Alphabet Inc. plans to raise $80 billion [1] through stock sales to finance its artificial-intelligence infrastructure and spending plans.

This massive capital injection signals the intensifying competition among tech giants to secure the hardware and data centers necessary to dominate the AI era. As demand for generative AI services scales, the cost of compute power has become a primary barrier to growth.

The equity raise includes a $10 billion [2] investment from Berkshire Hathaway Inc. The remaining funds will be sourced via equity offerings on U.S. stock markets [3]. This strategic move allows Alphabet to bolster its balance sheet without relying solely on debt during a period of high capital requirements.

An Alphabet spokesperson said the company intends to "fund investments in its world‑class AI compute infrastructure to meet its unprecedented customer demand" [4]. The company is currently in an "aggressive push to fund a costly expansion of its AI infrastructure" [5].

The scale of this funding effort aligns with the company's broader financial trajectory. Projected capital expenditures for 2026 are estimated between $180 billion and $190 billion [6]. These investments primarily target the construction of data centers, and the acquisition of high-end semiconductors required for large-scale AI model training.

By securing a significant commitment from Berkshire Hathaway, Alphabet gains more than just liquidity. The partnership reinforces the perceived long-term value of Google's AI ecosystem among the world's most successful value investors.

Alphabet plans to raise $80 billion in equity through stock sales.

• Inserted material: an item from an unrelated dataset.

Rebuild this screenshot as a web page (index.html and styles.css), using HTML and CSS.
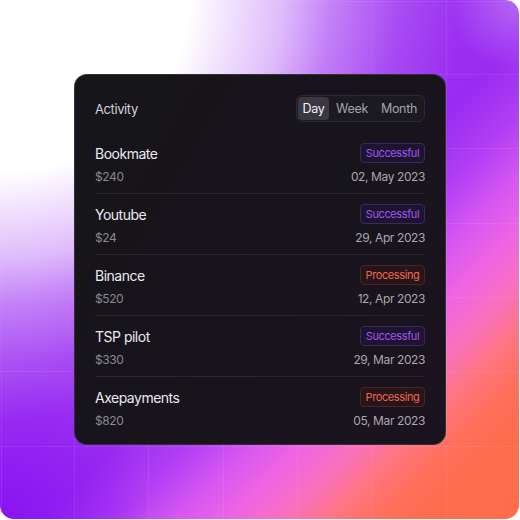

The scale of this equity raise underscores the extreme capital intensity of the AI race. By opting for equity rather than debt, Alphabet is leveraging its high market valuation to fund physical infrastructure—chips and power—that will serve as the foundation for its services for the next decade. The involvement of Berkshire Hathaway suggests a strong institutional bet that Alphabet's AI integration will yield sustainable long-term returns despite the immense upfront costs.